In the material below, count the lines with the word "this" and state that number only.

********************

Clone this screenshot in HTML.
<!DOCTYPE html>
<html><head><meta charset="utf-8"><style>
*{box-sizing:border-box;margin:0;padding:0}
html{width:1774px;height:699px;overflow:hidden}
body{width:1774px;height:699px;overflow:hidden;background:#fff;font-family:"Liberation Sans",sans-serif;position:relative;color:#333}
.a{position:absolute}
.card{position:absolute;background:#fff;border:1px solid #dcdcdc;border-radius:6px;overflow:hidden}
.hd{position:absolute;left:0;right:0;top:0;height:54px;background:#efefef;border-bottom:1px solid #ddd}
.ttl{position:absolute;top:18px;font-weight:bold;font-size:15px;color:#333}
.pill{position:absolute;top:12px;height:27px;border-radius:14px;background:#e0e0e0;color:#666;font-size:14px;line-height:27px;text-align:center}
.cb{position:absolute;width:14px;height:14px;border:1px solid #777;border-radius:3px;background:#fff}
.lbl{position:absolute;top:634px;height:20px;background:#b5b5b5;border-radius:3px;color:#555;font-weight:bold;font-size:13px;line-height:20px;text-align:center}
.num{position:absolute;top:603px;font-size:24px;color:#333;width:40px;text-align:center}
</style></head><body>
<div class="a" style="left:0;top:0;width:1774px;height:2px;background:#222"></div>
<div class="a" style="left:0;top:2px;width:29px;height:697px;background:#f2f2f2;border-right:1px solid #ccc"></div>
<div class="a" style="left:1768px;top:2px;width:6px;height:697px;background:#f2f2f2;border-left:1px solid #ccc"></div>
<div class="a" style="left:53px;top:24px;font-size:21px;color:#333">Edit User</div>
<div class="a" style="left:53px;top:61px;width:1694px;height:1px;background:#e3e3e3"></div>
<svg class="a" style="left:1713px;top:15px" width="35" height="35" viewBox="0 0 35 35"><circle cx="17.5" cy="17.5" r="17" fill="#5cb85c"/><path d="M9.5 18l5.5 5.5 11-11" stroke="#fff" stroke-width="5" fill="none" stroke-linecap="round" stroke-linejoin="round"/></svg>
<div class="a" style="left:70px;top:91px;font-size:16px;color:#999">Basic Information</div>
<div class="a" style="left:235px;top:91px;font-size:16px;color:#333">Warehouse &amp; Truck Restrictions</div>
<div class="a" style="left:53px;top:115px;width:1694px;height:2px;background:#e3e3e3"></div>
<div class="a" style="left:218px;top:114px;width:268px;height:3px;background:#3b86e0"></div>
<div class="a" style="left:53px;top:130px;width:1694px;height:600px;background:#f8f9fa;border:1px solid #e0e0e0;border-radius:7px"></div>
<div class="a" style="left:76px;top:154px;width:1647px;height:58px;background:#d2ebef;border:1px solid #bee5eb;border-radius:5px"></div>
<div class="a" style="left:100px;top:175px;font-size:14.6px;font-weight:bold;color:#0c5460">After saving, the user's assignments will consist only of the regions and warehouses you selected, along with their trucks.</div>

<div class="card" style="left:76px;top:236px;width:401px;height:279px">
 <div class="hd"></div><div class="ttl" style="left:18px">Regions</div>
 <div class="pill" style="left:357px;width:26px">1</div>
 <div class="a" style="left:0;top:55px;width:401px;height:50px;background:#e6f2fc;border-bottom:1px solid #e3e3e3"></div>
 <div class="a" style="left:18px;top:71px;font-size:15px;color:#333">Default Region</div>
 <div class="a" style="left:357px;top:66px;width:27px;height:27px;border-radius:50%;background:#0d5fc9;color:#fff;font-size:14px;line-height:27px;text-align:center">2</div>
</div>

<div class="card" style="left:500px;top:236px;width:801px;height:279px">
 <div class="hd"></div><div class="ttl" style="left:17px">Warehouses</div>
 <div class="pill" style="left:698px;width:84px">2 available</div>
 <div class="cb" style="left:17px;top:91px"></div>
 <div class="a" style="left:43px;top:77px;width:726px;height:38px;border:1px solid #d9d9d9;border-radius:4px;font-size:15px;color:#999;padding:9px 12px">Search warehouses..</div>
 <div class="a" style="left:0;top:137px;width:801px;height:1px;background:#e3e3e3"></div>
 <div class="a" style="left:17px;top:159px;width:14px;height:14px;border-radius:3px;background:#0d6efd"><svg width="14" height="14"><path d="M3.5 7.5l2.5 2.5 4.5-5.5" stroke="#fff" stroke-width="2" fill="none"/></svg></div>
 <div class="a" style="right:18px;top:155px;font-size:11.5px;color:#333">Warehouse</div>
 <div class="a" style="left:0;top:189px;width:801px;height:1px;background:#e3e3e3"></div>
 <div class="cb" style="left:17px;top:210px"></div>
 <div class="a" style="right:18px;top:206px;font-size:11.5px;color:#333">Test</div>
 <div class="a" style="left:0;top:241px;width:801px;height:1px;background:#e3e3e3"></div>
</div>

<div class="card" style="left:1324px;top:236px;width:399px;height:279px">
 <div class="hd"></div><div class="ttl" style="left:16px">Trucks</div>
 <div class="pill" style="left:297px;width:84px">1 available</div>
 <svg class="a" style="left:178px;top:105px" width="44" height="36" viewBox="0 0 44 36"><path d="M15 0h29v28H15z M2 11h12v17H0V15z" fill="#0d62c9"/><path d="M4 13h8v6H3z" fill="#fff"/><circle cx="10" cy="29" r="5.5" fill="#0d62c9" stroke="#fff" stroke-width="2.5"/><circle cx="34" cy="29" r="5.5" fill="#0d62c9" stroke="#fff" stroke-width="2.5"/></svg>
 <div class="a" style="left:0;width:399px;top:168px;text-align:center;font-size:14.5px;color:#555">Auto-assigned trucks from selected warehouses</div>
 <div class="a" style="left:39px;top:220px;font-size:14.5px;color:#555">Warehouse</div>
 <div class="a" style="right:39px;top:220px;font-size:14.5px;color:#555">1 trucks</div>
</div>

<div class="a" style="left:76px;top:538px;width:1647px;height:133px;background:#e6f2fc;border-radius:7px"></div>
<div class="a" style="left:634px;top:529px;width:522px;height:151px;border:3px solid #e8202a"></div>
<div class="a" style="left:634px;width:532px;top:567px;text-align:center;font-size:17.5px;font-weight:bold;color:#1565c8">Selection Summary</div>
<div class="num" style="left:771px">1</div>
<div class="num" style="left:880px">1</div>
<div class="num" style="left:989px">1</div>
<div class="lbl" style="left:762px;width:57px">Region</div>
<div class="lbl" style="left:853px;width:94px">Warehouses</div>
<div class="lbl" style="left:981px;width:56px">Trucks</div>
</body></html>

********************

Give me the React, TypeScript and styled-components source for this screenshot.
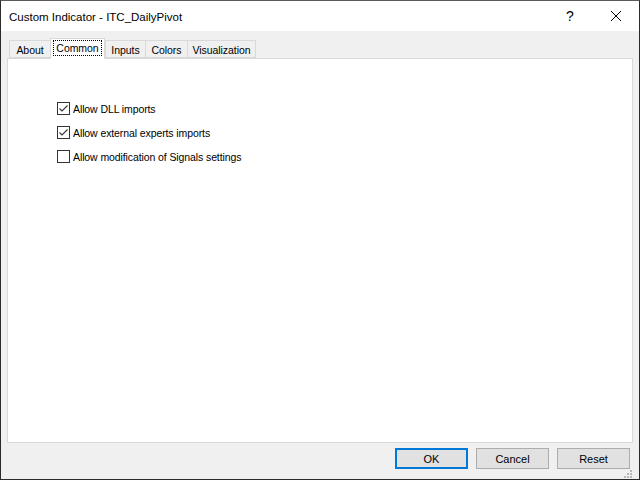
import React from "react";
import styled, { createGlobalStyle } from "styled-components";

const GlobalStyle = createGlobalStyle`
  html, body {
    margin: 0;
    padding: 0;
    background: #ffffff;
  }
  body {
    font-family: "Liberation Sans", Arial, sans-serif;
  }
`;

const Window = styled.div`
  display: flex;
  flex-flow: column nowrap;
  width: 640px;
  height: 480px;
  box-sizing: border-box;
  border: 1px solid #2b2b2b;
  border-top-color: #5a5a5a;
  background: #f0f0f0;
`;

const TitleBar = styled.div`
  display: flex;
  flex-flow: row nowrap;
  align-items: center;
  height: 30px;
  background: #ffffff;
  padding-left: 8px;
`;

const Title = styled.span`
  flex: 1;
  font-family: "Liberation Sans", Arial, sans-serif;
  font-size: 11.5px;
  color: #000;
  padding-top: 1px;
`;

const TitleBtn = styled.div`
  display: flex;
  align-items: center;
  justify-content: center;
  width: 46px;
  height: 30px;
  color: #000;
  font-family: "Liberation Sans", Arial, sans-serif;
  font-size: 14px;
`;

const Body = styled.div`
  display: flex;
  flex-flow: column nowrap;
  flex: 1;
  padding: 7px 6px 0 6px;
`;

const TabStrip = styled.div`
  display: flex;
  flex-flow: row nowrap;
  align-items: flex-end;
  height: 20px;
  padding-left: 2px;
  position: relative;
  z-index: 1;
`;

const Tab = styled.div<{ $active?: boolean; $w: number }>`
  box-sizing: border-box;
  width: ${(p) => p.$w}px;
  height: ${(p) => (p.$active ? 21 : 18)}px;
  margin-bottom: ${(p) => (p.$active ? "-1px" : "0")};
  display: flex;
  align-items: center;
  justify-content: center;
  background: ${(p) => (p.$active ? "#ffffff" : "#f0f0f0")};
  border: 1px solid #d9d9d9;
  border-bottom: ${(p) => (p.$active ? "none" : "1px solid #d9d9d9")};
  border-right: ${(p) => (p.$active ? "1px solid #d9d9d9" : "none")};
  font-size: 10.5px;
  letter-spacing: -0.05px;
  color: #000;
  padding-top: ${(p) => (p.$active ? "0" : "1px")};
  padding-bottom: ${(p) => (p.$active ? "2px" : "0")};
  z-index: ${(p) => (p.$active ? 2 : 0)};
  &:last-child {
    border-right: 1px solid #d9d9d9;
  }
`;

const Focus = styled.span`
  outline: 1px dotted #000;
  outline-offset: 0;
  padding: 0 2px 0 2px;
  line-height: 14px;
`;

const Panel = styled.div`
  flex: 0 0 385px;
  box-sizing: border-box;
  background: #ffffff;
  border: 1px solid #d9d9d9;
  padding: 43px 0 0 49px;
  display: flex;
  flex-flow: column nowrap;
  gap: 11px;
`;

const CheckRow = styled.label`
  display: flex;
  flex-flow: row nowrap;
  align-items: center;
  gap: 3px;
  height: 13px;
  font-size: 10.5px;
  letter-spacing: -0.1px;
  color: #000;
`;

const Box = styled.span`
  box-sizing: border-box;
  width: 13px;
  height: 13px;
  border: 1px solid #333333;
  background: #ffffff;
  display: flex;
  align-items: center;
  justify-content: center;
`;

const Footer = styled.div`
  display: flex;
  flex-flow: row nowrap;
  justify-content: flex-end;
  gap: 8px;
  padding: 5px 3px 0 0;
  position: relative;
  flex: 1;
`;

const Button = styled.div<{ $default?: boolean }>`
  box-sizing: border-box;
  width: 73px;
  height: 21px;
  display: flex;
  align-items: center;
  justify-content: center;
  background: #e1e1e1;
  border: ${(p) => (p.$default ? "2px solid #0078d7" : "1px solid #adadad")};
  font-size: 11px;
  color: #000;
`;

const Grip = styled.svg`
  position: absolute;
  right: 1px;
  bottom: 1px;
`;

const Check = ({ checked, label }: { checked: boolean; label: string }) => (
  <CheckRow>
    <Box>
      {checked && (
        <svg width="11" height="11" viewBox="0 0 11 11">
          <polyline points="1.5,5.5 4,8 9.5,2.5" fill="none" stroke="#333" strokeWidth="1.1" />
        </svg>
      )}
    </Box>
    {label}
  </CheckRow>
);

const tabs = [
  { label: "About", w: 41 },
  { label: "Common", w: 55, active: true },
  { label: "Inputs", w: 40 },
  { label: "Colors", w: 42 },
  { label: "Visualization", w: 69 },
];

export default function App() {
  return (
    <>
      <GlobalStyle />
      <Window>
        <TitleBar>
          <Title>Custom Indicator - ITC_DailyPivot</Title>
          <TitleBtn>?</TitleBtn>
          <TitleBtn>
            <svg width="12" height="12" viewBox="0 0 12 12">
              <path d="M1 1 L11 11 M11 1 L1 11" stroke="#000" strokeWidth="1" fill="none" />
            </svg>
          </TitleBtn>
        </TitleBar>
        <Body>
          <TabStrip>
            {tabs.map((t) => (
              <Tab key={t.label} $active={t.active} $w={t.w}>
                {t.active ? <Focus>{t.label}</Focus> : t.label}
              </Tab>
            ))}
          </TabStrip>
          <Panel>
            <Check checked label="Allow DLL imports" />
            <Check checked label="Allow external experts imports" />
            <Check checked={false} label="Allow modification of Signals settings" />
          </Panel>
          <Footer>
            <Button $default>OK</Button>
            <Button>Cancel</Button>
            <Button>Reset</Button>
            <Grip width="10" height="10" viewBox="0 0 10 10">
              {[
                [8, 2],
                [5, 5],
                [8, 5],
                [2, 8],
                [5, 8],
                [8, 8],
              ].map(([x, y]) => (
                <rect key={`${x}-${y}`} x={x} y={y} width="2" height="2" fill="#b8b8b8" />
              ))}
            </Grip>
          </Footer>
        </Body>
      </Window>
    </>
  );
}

********************

ANSWER TO THE PROBLEM: 2